The third feature is the exclusive anti-democratic nature of the necropolitics involved in demonstrating the superiority of the services each side can marshal against the enemy. Moses employs God the way Barack Obama employs drones and the nuclear bomb.
No one else should have access to the same instrument or power and no one else should be allowed to do what Obama or Moses can do.
The visual act, whether it is kidnapping and assassinating Osama Bin Laden or bombing New York on September 11 2001, or the bombing shock-and-awe against Iraq in 2003, or the beheading of Christian infidels on a beach by ISL — is meant to be absolute, unquestionable, self-evident and self-justifying.
In the same way, the graphic ‘plagues’ waged by Moses’ God against the Egyptians do not allow a third view.
There are only the evil Egyptians and the chosen children of Israel under Jehovah and Moses.
The fourth striking feature is escalation and brinkmanship in most of the communication.
“Mangwanani ndinozounza ndongwe munyika yako.
“Dzinozofukidza mavhu kwokuti munhu asazokwanisa kuona mavhu.
“Nadzo dzinozodya izvo zvese zvakapokonyoka kubva pakanaya mvuramahwe.”
“Asi moyo wa Pharaoh wakatonyanya kutindivara. Haazi kutendera vana veIsraeri kuti vaende kudai ngezvakaereketa Jehova kubudikidza ndi Mozi.”
If we examine the Western declarations of unilateral sanctions against Cuba, Iran, Russia, Venezuela and Zimbabwe — they bear similar characteristics.
They are publicised and pronounced in the open field (on screen).
They do not invite a reply.
They are final.
And they produce polarisation and escalation for the most part.

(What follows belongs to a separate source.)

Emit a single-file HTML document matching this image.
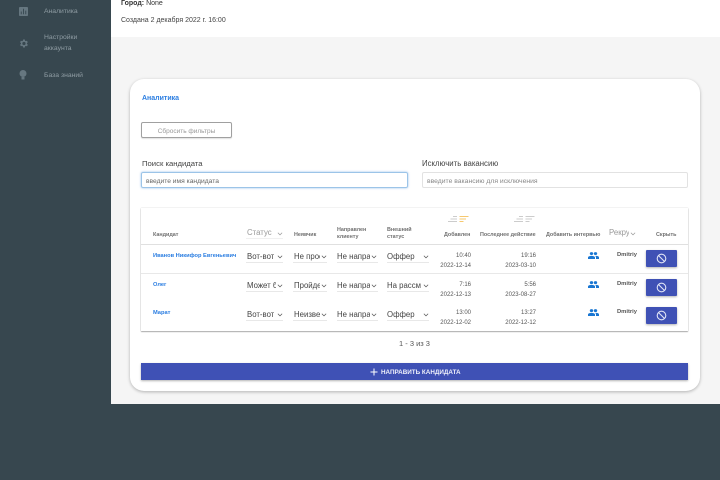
<!DOCTYPE html>
<html lang="ru"><head><meta charset="utf-8"><title>Аналитика</title>
<style>
*{box-sizing:border-box}
html,body{margin:0;padding:0;width:720px;height:480px;overflow:hidden;background:#37474f;font-family:"Liberation Sans","DejaVu Sans",sans-serif}
div,svg{position:absolute}
.t{white-space:nowrap;line-height:1}
.side{color:#8f9ca3;font-size:6.800px}
.lab{color:#707070;font-size:5.400px;font-weight:bold}
.sel{font-size:7.800px;color:#444;overflow:hidden;white-space:nowrap;line-height:1;height:10px}
.und{height:1px;background:#e8e8e8}
.chev{width:6px;height:4px}
.name{color:#2a7de1;font-size:5.700px;font-weight:bold}
.time{color:#555;font-size:6px;text-align:right;white-space:nowrap;line-height:1}
.hide{left:646px;width:31px;height:17px;background:#3f51b5;border-radius:1px;box-shadow:0 1px 2px rgba(0,0,0,.3)}
</style></head><body>
<div style="left:111px;top:0;width:609px;height:404px;background:#f5f5f5"></div>
<div style="left:111px;top:0;width:609px;height:37px;background:#fff"></div>

<svg style="left:19px;top:7px" width="9" height="9" viewBox="0 0 10 10"><rect width="10" height="10" rx="1" fill="#667780"/><path d="M2.500 5v3M5 2v6M7.500 4v4" stroke="#37474f" stroke-width="1"/></svg>
<div class="t side" style="left:44px;top:9px">Аналитика</div>
<svg style="left:18px;top:38px" width="11" height="11" viewBox="0 0 24 24"><path fill="#667780" d="M19.400 13a7.500 7.500 0 0 0 0-2l2.100-1.600-2-3.500-2.500 1a7.500 7.500 0 0 0-1.700-1L15 3.200h-4l-.4 2.700a7.500 7.500 0 0 0-1.700 1l-2.500-1-2 3.500L6.500 11a7.500 7.500 0 0 0 0 2l-2.100 1.600 2 3.500 2.500-1a7.500 7.500 0 0 0 1.700 1l.4 2.700h4l.4-2.700a7.500 7.500 0 0 0 1.700-1l2.500 1 2-3.500zM13 15.500a3.500 3.500 0 1 1 0-7 3.500 3.500 0 0 1 0 7z"/></svg>
<div class="t side" style="left:44px;top:35px">Настройки</div>
<div class="t side" style="left:44px;top:46px">аккаунта</div>
<svg style="left:19px;top:70px" width="8" height="10" viewBox="0 0 8 10"><circle cx="4" cy="3.500" r="3.500" fill="#667780"/><rect x="2.500" y="7" width="3" height="2.500" fill="#667780"/></svg>
<div class="t side" style="left:44px;top:73px">База знаний</div>

<div class="t" style="left:121px;top:0;font-size:7px;color:#333"><b>Город:</b> None</div>
<div class="t" style="left:121px;top:17px;font-size:7px;color:#444">Создана 2 декабря 2022 г. 16:00</div>

<div style="left:130px;top:79px;width:570px;height:312px;background:#fff;border-radius:14px;box-shadow:0 1px 3px rgba(0,0,0,.28)"></div>
<div class="t" style="left:142px;top:95px;font-size:7px;font-weight:bold;color:#2a7de1">Аналитика</div>

<div style="left:141px;top:122px;width:91px;height:16px;border:1px solid #a0a0a0;border-radius:2px;box-shadow:0 1px 1px rgba(0,0,0,.12)"></div>
<div class="t" style="left:141px;top:129px;width:91px;text-align:center;font-size:6.500px;color:#999">Сбросить фильтры</div>

<div class="t" style="left:142px;top:160px;font-size:7.700px;color:#444">Поиск кандидата</div>
<div class="t" style="left:422px;top:160px;font-size:7.800px;color:#444">Исключить вакансию</div>
<div style="left:141px;top:172px;width:267px;height:16px;border:1px solid #9cc4e8;border-radius:2px;box-shadow:0 0 2px rgba(80,150,220,.6)"></div>
<div class="t" style="left:146px;top:179px;font-size:6.700px;color:#666">введите имя кандидата</div>
<div style="left:422px;top:172px;width:266px;height:16px;border:1px solid #e2e2e2;border-radius:2px"></div>
<div class="t" style="left:427px;top:179px;font-size:6.800px;color:#888">введите вакансию для исключения</div>

<div style="left:141px;top:208px;width:547px;height:123px;background:#fff;box-shadow:0 0 1px rgba(0,0,0,.25),0 1px 1px rgba(0,0,0,.3)"></div>
<div style="left:141px;top:244px;width:547px;height:1px;background:#e0e0e0"></div>
<div style="left:141px;top:273px;width:547px;height:1px;background:#e8e8e8"></div>

<div class="t lab" style="left:153px;top:233px">Кандидат</div>
<div class="sel" style="left:247px;top:229px;width:26px;color:#999">Статус</div>
<svg class="chev" style="left:277px;top:232px" viewBox="0 0 7 4"><path d="M1 .5l2.500 2.500L6 .5" fill="none" stroke="#999" stroke-width=".8"/></svg>
<div class="und" style="left:246px;top:238px;width:37px;background:#f0f0f0"></div>
<div class="t lab" style="left:294px;top:233px">Неявчик</div>
<div class="t lab" style="left:337px;top:228px">Направлен</div>
<div class="t lab" style="left:337px;top:235px">клиенту</div>
<div class="t lab" style="left:387px;top:228px">Внешний</div>
<div class="t lab" style="left:387px;top:235px">статус</div>
<div class="t lab" style="left:444px;top:233px">Добавлен</div>
<div class="t lab" style="left:480px;top:233px">Последнее действие</div>
<div class="t lab" style="left:546px;top:233px">Добавить интервью</div>
<div class="sel" style="left:609px;top:229px;width:20px;color:#999">Рекруте</div>
<svg class="chev" style="left:630px;top:232px" viewBox="0 0 7 4"><path d="M1 .5l2.500 2.500L6 .5" fill="none" stroke="#999" stroke-width=".8"/></svg>
<div class="t lab" style="left:656px;top:233px">Скрыть</div>

<svg style="left:447px;top:216px;opacity:.75" width="22" height="7" viewBox="0 0 22 7"><path d="M6 .5h4M3.500 3h6.500M1 5.500h9" stroke="#bbb" stroke-width=".9"/><path d="M12.500.5h9M12.500 3h6.500M12.500 5.500h4" stroke="#f4b63f" stroke-width=".9"/></svg>
<svg style="left:513px;top:216px;opacity:.75" width="22" height="7" viewBox="0 0 22 7"><path d="M6 .5h4M3.500 3h6.500M1 5.500h9M12.500.5h9M12.500 3h6.500M12.500 5.500h4" stroke="#bbb" stroke-width=".9"/></svg>

<!-- row 1 -->
<div class="t name" style="left:153px;top:254px">Иванов Никифор Евгеньевич</div>
<div class="sel" style="left:247px;top:253px;width:27px">Вот-вот</div>
<div class="sel" style="left:294px;top:253px;width:26px">Не прое</div>
<div class="sel" style="left:337px;top:253px;width:33px">Не напра</div>
<div class="sel" style="left:387px;top:253px;width:34px">Оффер</div>
<div class="und" style="left:246px;top:262px;width:37px"></div><div class="und" style="left:293px;top:262px;width:34px"></div><div class="und" style="left:337px;top:262px;width:41px"></div><div class="und" style="left:387px;top:262px;width:42px"></div>
<svg class="chev" style="left:277px;top:255px" viewBox="0 0 7 4"><path d="M1 .5l2.500 2.500L6 .5" fill="none" stroke="#555" stroke-width=".8"/></svg>
<svg class="chev" style="left:321px;top:255px" viewBox="0 0 7 4"><path d="M1 .5l2.500 2.500L6 .5" fill="none" stroke="#555" stroke-width=".8"/></svg>
<svg class="chev" style="left:371px;top:255px" viewBox="0 0 7 4"><path d="M1 .5l2.500 2.500L6 .5" fill="none" stroke="#555" stroke-width=".8"/></svg>
<svg class="chev" style="left:423px;top:255px" viewBox="0 0 7 4"><path d="M1 .5l2.500 2.500L6 .5" fill="none" stroke="#555" stroke-width=".8"/></svg>
<div class="time" style="left:430px;top:253px;width:41px">10:40</div><div class="time" style="left:430px;top:263px;width:41px">2022-12-14</div>
<div class="time" style="left:495px;top:253px;width:41px">19:16</div><div class="time" style="left:495px;top:263px;width:41px">2023-03-10</div>
<svg style="left:588px;top:252px" width="11" height="7" viewBox="0 0 11 8" preserveAspectRatio="none"><path fill="#1976d2" d="M3.500 3.500a1.700 1.700 0 1 0 0-3.400 1.700 1.700 0 0 0 0 3.400zm4 0a1.700 1.700 0 1 0 0-3.400 1.700 1.700 0 0 0 0 3.400zM0 8V6.200C0 5 2 4.400 3.500 4.400S7 5 7 6.200V8zm8 0V6.200c0-.7-.3-1.200-.8-1.700 2-.3 3.800.4 3.800 1.700V8z"/></svg>
<div class="t" style="left:617px;top:253px;font-size:5.800px;font-weight:bold;color:#555">Dmitriy</div>
<div class="hide" style="top:250px"></div>
<svg style="left:656px;top:253px" width="11" height="11" viewBox="0 0 11 11"><circle cx="5.500" cy="5.500" r="4.300" fill="none" stroke="#dfe3f5" stroke-width="1.100"/><path d="M2.500 2.500l6 6" stroke="#dfe3f5" stroke-width="1.100"/></svg>

<!-- row 2 -->
<div class="t name" style="left:153px;top:283px">Олег</div>
<div class="sel" style="left:247px;top:282px;width:29px">Может б</div>
<div class="sel" style="left:294px;top:282px;width:26px">Пройде</div>
<div class="sel" style="left:337px;top:282px;width:33px">Не напра</div>
<div class="sel" style="left:387px;top:282px;width:34px">На рассм</div>
<div class="und" style="left:246px;top:291px;width:37px"></div><div class="und" style="left:293px;top:291px;width:34px"></div><div class="und" style="left:337px;top:291px;width:41px"></div><div class="und" style="left:387px;top:291px;width:42px"></div>
<svg class="chev" style="left:277px;top:284px" viewBox="0 0 7 4"><path d="M1 .5l2.500 2.500L6 .5" fill="none" stroke="#555" stroke-width=".8"/></svg>
<svg class="chev" style="left:321px;top:284px" viewBox="0 0 7 4"><path d="M1 .5l2.500 2.500L6 .5" fill="none" stroke="#555" stroke-width=".8"/></svg>
<svg class="chev" style="left:371px;top:284px" viewBox="0 0 7 4"><path d="M1 .5l2.500 2.500L6 .5" fill="none" stroke="#555" stroke-width=".8"/></svg>
<svg class="chev" style="left:423px;top:284px" viewBox="0 0 7 4"><path d="M1 .5l2.500 2.500L6 .5" fill="none" stroke="#555" stroke-width=".8"/></svg>
<div class="time" style="left:430px;top:282px;width:41px">7:16</div><div class="time" style="left:430px;top:292px;width:41px">2022-12-13</div>
<div class="time" style="left:495px;top:282px;width:41px">5:56</div><div class="time" style="left:495px;top:292px;width:41px">2023-08-27</div>
<svg style="left:588px;top:281px" width="11" height="7" viewBox="0 0 11 8" preserveAspectRatio="none"><path fill="#1976d2" d="M3.500 3.500a1.700 1.700 0 1 0 0-3.400 1.700 1.700 0 0 0 0 3.400zm4 0a1.700 1.700 0 1 0 0-3.400 1.700 1.700 0 0 0 0 3.400zM0 8V6.200C0 5 2 4.400 3.500 4.400S7 5 7 6.200V8zm8 0V6.200c0-.7-.3-1.200-.8-1.700 2-.3 3.800.4 3.800 1.700V8z"/></svg>
<div class="t" style="left:617px;top:282px;font-size:5.800px;font-weight:bold;color:#555">Dmitriy</div>
<div class="hide" style="top:279px"></div>
<svg style="left:656px;top:282px" width="11" height="11" viewBox="0 0 11 11"><circle cx="5.500" cy="5.500" r="4.300" fill="none" stroke="#dfe3f5" stroke-width="1.100"/><path d="M2.500 2.500l6 6" stroke="#dfe3f5" stroke-width="1.100"/></svg>

<!-- row 3 -->
<div class="t name" style="left:153px;top:311px">Марат</div>
<div class="sel" style="left:247px;top:311px;width:27px">Вот-вот</div>
<div class="sel" style="left:294px;top:311px;width:26px">Неизве</div>
<div class="sel" style="left:337px;top:311px;width:33px">Не напра</div>
<div class="sel" style="left:387px;top:311px;width:34px">Оффер</div>
<div class="und" style="left:246px;top:320px;width:37px"></div><div class="und" style="left:293px;top:320px;width:34px"></div><div class="und" style="left:337px;top:320px;width:41px"></div><div class="und" style="left:387px;top:320px;width:42px"></div>
<svg class="chev" style="left:277px;top:313px" viewBox="0 0 7 4"><path d="M1 .5l2.500 2.500L6 .5" fill="none" stroke="#555" stroke-width=".8"/></svg>
<svg class="chev" style="left:321px;top:313px" viewBox="0 0 7 4"><path d="M1 .5l2.500 2.500L6 .5" fill="none" stroke="#555" stroke-width=".8"/></svg>
<svg class="chev" style="left:371px;top:313px" viewBox="0 0 7 4"><path d="M1 .5l2.500 2.500L6 .5" fill="none" stroke="#555" stroke-width=".8"/></svg>
<svg class="chev" style="left:423px;top:313px" viewBox="0 0 7 4"><path d="M1 .5l2.500 2.500L6 .5" fill="none" stroke="#555" stroke-width=".8"/></svg>
<div class="time" style="left:430px;top:310px;width:41px">13:00</div><div class="time" style="left:430px;top:320px;width:41px">2022-12-02</div>
<div class="time" style="left:495px;top:310px;width:41px">13:27</div><div class="time" style="left:495px;top:320px;width:41px">2022-12-12</div>
<svg style="left:588px;top:309px" width="11" height="7" viewBox="0 0 11 8" preserveAspectRatio="none"><path fill="#1976d2" d="M3.500 3.500a1.700 1.700 0 1 0 0-3.400 1.700 1.700 0 0 0 0 3.400zm4 0a1.700 1.700 0 1 0 0-3.400 1.700 1.700 0 0 0 0 3.400zM0 8V6.200C0 5 2 4.400 3.500 4.400S7 5 7 6.200V8zm8 0V6.200c0-.7-.3-1.200-.8-1.700 2-.3 3.800.4 3.800 1.700V8z"/></svg>
<div class="t" style="left:617px;top:310px;font-size:5.800px;font-weight:bold;color:#555">Dmitriy</div>
<div class="hide" style="top:307px"></div>
<svg style="left:656px;top:310px" width="11" height="11" viewBox="0 0 11 11"><circle cx="5.500" cy="5.500" r="4.300" fill="none" stroke="#dfe3f5" stroke-width="1.100"/><path d="M2.500 2.500l6 6" stroke="#dfe3f5" stroke-width="1.100"/></svg>

<div class="t" style="left:141px;top:340px;width:547px;text-align:center;font-size:7.500px;color:#555">1 - 3 из 3</div>

<div style="left:141px;top:363px;width:547px;height:17px;background:#3f51b5;box-shadow:0 1px 2px rgba(0,0,0,.3)"></div>
<svg style="left:370px;top:368px" width="8" height="8" viewBox="0 0 8 8"><path d="M4 .5v7M.5 4h7" stroke="#fff" stroke-width="1"/></svg>
<div class="t" style="left:381px;top:370px;font-size:6.300px;font-weight:bold;color:#eef0fa">НАПРАВИТЬ КАНДИДАТА</div>
</body></html>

Russians, Iranians, Venezuelans and Zimbabweans are most hardened against the US stance, contrary to Al Gore’s vision of using digital technology to bring the world’s communities together.
The domination of the digital screen by these kinds of spectacles raises questions about the future of public education, public affairs, diplomacy, current affairs and journalism in relation to digital communication.
The major forces whose content converges on the screen are mostly anti-life, anti-people, intolerant and brutal.